While testing of facial recognition for accuracy and fairness across race, sex, and other characteristics is critical, the tests do not take full account of practical realities. There is no laboratory test that represents the conditions and reality of how police use face recognition in real world-scenarios. For one, testing labs are not going to have access to the exact “matching database,” the particular digital library of faces on mugshots, licenses, and surveillance photos, that police in a specific community search through when they operate face recognition. And tests cannot account for the full range of low-quality images from surveillance cameras (and truly dubious sources) that police feed into these systems, or the trouble police have when visually reviewing and choosing from a set of possible matches produced by the technology.

In response to these real concerns, vendors routinely hold up their performance on tests in their marketing to government agencies as evidence of facial recognition’s reliability and accuracy. Lawmakers have also sought to legislate performance scores that set across-the-board accuracy or error-rate requirements for facial recognition algorithms used by police that would allow police to use FRT systems that clear these requirements. This approach would be misguided.

How can performance scores be misleading?

It is easy to be misled by performance scores. Imagine a requirement that police can only use systems that produce an overall true positive rate, a measure of how often the results returned by a FRT system include a match for the person depicted in the probe image when there is a matching image in the database, above 98 percent in testing. At first glance, that might sound like a pretty strong requirement — but a closer look reveals a very different story.

For one, police typically configure and customize facial recognition systems to return a list of multiple results, sometimes as many as hundreds of results. Think of this as a ‘digital lineup.’ In NIST testing, if at least one of the results returned is a match for the probe image, the search is considered successful and counted as part of the true positive rate metric. But even when this happens in practice — which certainly isn’t always the case — there is no guarantee that police will select the true match rather than one of the other results. True matches in testing might be crowded out by false matches in practice because of these police-created ‘digital lineups.’ This alone makes it difficult to choose one universal performance score that can be applied to many different FRT systems.

Let’s look at another metric called the false positive rate, which assesses how often a FRT search will return results when there is no matching image in the database. Breaking results down by race, the same algorithm that produces the 98 percent true positive rate overall can also produce a false positive rate for Black men several times the false positive rate for white men — and an even higher false positive rate for Black women. This example is not merely a hypothetical: in NIST testing, many algorithms have exhibited this pattern. (1) Other recent NIST testing also shows algorithms produced false positive rates tens or hundreds of times higher for females older than 65 born in West African countries than for males ages 20-35 born in Eastern European countries. (2)
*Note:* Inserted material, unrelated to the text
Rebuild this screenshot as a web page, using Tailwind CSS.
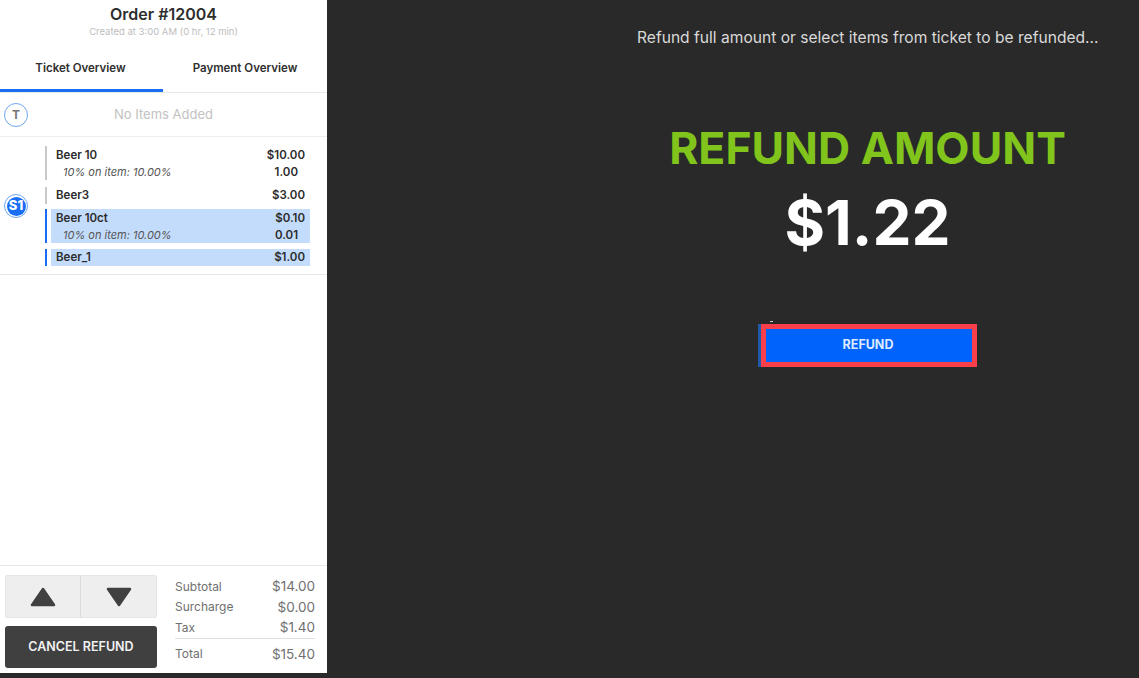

By only considering the true positive rate, we miss these extreme disparities, which can lead to devastating consequences. Across the United States, police are arresting people based on false matches and harming people like Nijeer Parks, a Black man who police in New Jersey falsely arrested and held in jail for ten days because police trusted the results of face recognition, overlooking obvious exonerating evidence. Human mis-reliance on face recognition is already a problem; focusing on performance scores might make things worse.

What’s the takeaway for policymakers?

Lawmakers should know that a facial recognition algorithm’s performance on a test cannot be easily or quickly generalized to make broad claims about whether a facial recognition algorithm is safe. Performance scores are not an easy fix to the harms that are resulting from the use of face recognition systems, and they of course don’t account for humans that will inevitably be in the loop.
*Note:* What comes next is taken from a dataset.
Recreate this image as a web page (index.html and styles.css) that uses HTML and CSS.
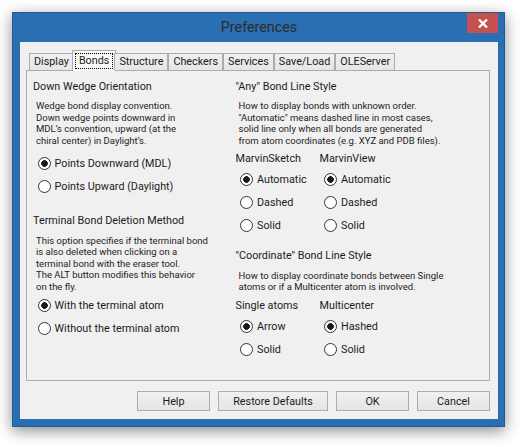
FILE: index.html
```html
<!DOCTYPE html>
<html lang="en">
<head>
    <meta charset="UTF-8">
    <meta name="viewport" content="width=device-width, initial-scale=1.0">
    <title>Preferences</title>
    <link rel="stylesheet" href="styles.css">
</head>
<body>
    <!-- Dialog window -->
    <div class="window">
        <div class="titlebar">
            <span></span>
            <span class="title">Preferences</span>
            <button class="close" title="Close">
                <svg width="10" height="9" viewBox="0 0 10 9">
                    <path d="M1 0.5 L9 8.5 M9 0.5 L1 8.5" stroke="#fff" stroke-width="2.2" fill="none"/>
                </svg>
            </button>
        </div>

        <div class="client">
            <!-- Tabs -->
            <div class="tabs">
                <div class="tab">Display</div>
                <div class="tab selected"><span class="focus">Bonds</span></div>
                <div class="tab">Structure</div>
                <div class="tab">Checkers</div>
                <div class="tab">Services</div>
                <div class="tab">Save/Load</div>
                <div class="tab">OLEServer</div>
            </div>

            <!-- Bonds page -->
            <div class="page">
                <div class="col left">
                    <div class="heading">Down Wedge Orientation</div>
                    <p class="desc">Wedge bond display convention.<br>Down wedge points downward in<br>MDL’s convention, upward (at the<br>chiral center) in Daylight’s.</p>
                    <div class="radios first">
                        <label class="radio"><input type="radio" name="wedge" checked>Points Downward (MDL)</label>
                        <label class="radio"><input type="radio" name="wedge">Points Upward (Daylight)</label>
                    </div>

                    <div class="heading second">Terminal Bond Deletion Method</div>
                    <p class="desc desc-second">This option specifies if the terminal bond<br>is also deleted when clicking on a<br>terminal bond with the eraser tool.<br>The ALT button modifies this behavior<br>on the fly.</p>
                    <div class="radios last">
                        <label class="radio"><input type="radio" name="terminal" checked>With the terminal atom</label>
                        <label class="radio"><input type="radio" name="terminal">Without the terminal atom</label>
                    </div>
                </div>

                <div class="col right">
                    <div class="heading">"Any" Bond Line Style</div>
                    <p class="desc">How to display bonds with unknown order.<br>"Automatic" means dashed line in most cases,<br>solid line only when all bonds are generated<br>from atom coordinates (e.g. XYZ and PDB files).</p>
                    <div class="options">
                        <div class="option-col">
                            <div class="sublabel">MarvinSketch</div>
                            <div class="radios">
                                <label class="radio"><input type="radio" name="anySketch" checked>Automatic</label>
                                <label class="radio"><input type="radio" name="anySketch">Dashed</label>
                                <label class="radio"><input type="radio" name="anySketch">Solid</label>
                            </div>
                        </div>
                        <div class="option-col">
                            <div class="sublabel">MarvinView</div>
                            <div class="radios">
                                <label class="radio"><input type="radio" name="anyView" checked>Automatic</label>
                                <label class="radio"><input type="radio" name="anyView">Dashed</label>
                                <label class="radio"><input type="radio" name="anyView">Solid</label>
                            </div>
                        </div>
                    </div>

                    <div class="heading coord">"Coordinate" Bond Line Style</div>
                    <p class="desc desc-coord">How to display coordinate bonds between Single<br>atoms or if a Multicenter atom is involved.</p>
                    <div class="options">
                        <div class="option-col">
                            <div class="sublabel">Single atoms</div>
                            <div class="radios">
                                <label class="radio"><input type="radio" name="single" checked>Arrow</label>
                                <label class="radio"><input type="radio" name="single">Solid</label>
                            </div>
                        </div>
                        <div class="option-col">
                            <div class="sublabel">Multicenter</div>
                            <div class="radios">
                                <label class="radio"><input type="radio" name="multi" checked>Hashed</label>
                                <label class="radio"><input type="radio" name="multi">Solid</label>
                            </div>
                        </div>
                    </div>
                </div>
            </div>

            <!-- Dialog buttons -->
            <div class="buttons">
                <button class="btn">Help</button>
                <button class="btn wide">Restore Defaults</button>
                <button class="btn">OK</button>
                <button class="btn">Cancel</button>
            </div>
        </div>
    </div>
</body>
</html>
```

FILE: styles.css
```css
* {
    box-sizing: border-box;
}

body {
    margin: 0;
    width: 526px;
    height: 447px;
    background-color: #ffffff;
    font-family: "Segoe UI", Roboto, "Noto Sans", sans-serif;
    font-size: 10.8px;
    color: #1b1b1b;
    overflow: hidden;
}

.window {
    margin: 12px 0 0 12px;
    width: 493px;
    height: 415px;
    background-color: #2a6fb2;
    border: 1px solid #1e5c98;
    padding: 0 6px 7px 7px;
    box-shadow: 0 4px 14px rgba(0, 0, 0, 0.45);
}

.titlebar {
    height: 29px;
    display: grid;
    grid-template-columns: 31px 1fr 31px;
}

.title {
    text-align: center;
    font-size: 14.3px;
    line-height: 29px;
    color: #2b2b2b;
}

.close {
    width: 31px;
    height: 20px;
    margin-right: -1px;
    border: none;
    padding: 0;
    background-color: #c75050;
    display: flex;
    align-items: center;
    justify-content: center;
}

.client {
    height: 377px;
    background-color: #f0f0f0;
    padding: 8px 8px 0 6px;
}

.tabs {
    display: flex;
    align-items: flex-end;
    height: 20px;
    padding-left: 3px;
    position: relative;
    z-index: 1;
}

.tab {
    height: 17px;
    line-height: 16px;
    padding: 0 4px;
    border: 1px solid #acacac;
    border-bottom: none;
    background: linear-gradient(#f0f0f0, #e5e5e5);
}

.tab.selected {
    height: 21px;
    margin: 0 -2px -1px;
    padding: 2px 2px 0;
    background: #fafafa;
    line-height: 16px;
}

.focus {
    display: block;
    height: 16px;
    padding: 0 3px;
    border: 1px dotted #000;
    line-height: 14px;
}

.page {
    height: 311px;
    border: 1px solid #acacac;
    padding: 8px 0 0 6px;
    display: flex;
}

.col.left {
    width: 202.5px;
}

.col.right {
    flex: 1;
}

.heading {
    line-height: 16px;
    white-space: nowrap;
}

.heading.second {
    margin-top: 15.2px;
}

.heading.coord {
    margin-top: 10.6px;
}

.desc {
    margin: 5px 0 0 3px;
    font-size: 9.5px;
    line-height: 11.6px;
    color: #262220;
    white-space: nowrap;
}

.desc.desc-second,
.desc.desc-coord {
    margin-top: 6px;
    line-height: 11.5px;
}

.radios {
    margin-left: 4.5px;
}

.radios.first {
    margin-top: 5.4px;
}

.radios.last {
    margin-top: 2px;
}

.radio {
    display: flex;
    align-items: center;
    gap: 4px;
    height: 23px;
    white-space: nowrap;
}

.radio input {
    appearance: none;
    -webkit-appearance: none;
    width: 13px;
    height: 13px;
    margin: 0;
    border: 1px solid #333333;
    border-radius: 50%;
    background-color: #ffffff;
}

.radio input:checked {
    background: radial-gradient(circle, #1a1a1a 0, #1a1a1a 3px, #ffffff 3.6px);
}

.options {
    display: grid;
    grid-template-columns: 84px 84px;
    margin-top: 5px;
}

.sublabel {
    line-height: 16px;
    margin-bottom: 1px;
    white-space: nowrap;
}

.btn {
    width: 73px;
    height: 20px;
    padding: 0;
    border: 1px solid #adadad;
    background: linear-gradient(#f0f0f0, #e5e5e5);
    font-family: inherit;
    font-size: 10.8px;
    color: #1b1b1b;
}

.btn.wide {
    width: 110px;
}

.buttons {
    display: flex;
    justify-content: flex-end;
    gap: 8px;
    margin-top: 10px;
}
```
As the ACLU explained in its recent public comment to the Biden Administration, the problems of facial recognition run deep and beyond the software itself. Facial recognition is dangerous if it’s inaccurate — a problem that testing aims to address — but also dangerous even if it could hypothetically be perfectly accurate. In such a world, governments could use face surveillance to precisely track us as we leave home, attend a protest, or take public transit to the doctor’s office. This is why policymakers in an expanding list of U.S. cities and counties have decided to prohibit government use of face recognition. And it’s why ACLU supports a federal moratorium on its use by law and immigration enforcement agencies.

Conversations about the shortcomings of performance scores are important, but instead of trying to find some magic number, policymakers should focus on how any use of facial recognition can expand discriminatory policing, massively expand the power of government, and create the conditions for authoritarian control of our private lives.

Endnotes:

(1) For one demonstrative example, an FRT algorithm developed by the vendor NEC and submitted to NIST’s vendor testing program produced an overall true positive rate above 98% in some of the testing. See National Institute of Standards and Technology, Face Recognition Vendor Test Report Card for NEC-2 1, https://pages.nist.gov/frvt/reportcards/1N/nec_2.pdf (finding a false negative identification rate (FNIR) of less than .02—or 2%—for testing using multiple datasets. The true positive identification rate (TPIR) is one minus the FPIR). However, in other NIST testing, the same algorithm also produced false positive rates for Black men more than three times the false match rate for white men at various thresholds. See Patrick Grother et al., U.S. Dep’t of Com., Nat’l Inst. for Standards & Tech., Face Recognition Vendor Test Part 3: Demographic Effects Annex 16 at 34 fig.32, (Dec. 2019), https://pages.nist.gov/frvt/reports/demographics/annexes/annex_16.pdf.

(2) See National Institute of Standards and Technology, Face Recognition Technology Evaluation: Demographic Effects in Face Recognition, FRTE 1:1 Demographic Differentials Summary, False Positive Differentials, https://pages.nist.gov/frvt/html/frvt_demographics.html (Last visited February 6, 2024). The table summarizes demographic differentials in false match rates for various 1:1 algorithms and highlights that many algorithms exhibit false match rates differentials for images of people of different ages, sexes, and regions of birth. For example, the algorithm labelled as “recognito_001” produced a false match rate for images of females over 65 born in West African countries 3000 times the false match rate for images of males ages 20-35 born in Eastern European countries. NIST notes that “While this table lists results for 1:1 algorithms, it will have relevance to that subset of 1:N algorithms that implement 1:N search as N 1:1 comparisons followed by a sort operation. The demographic effects noted here will be material in 1:N operations and will be magnified if the gallery and the search stream include the affected demographic.”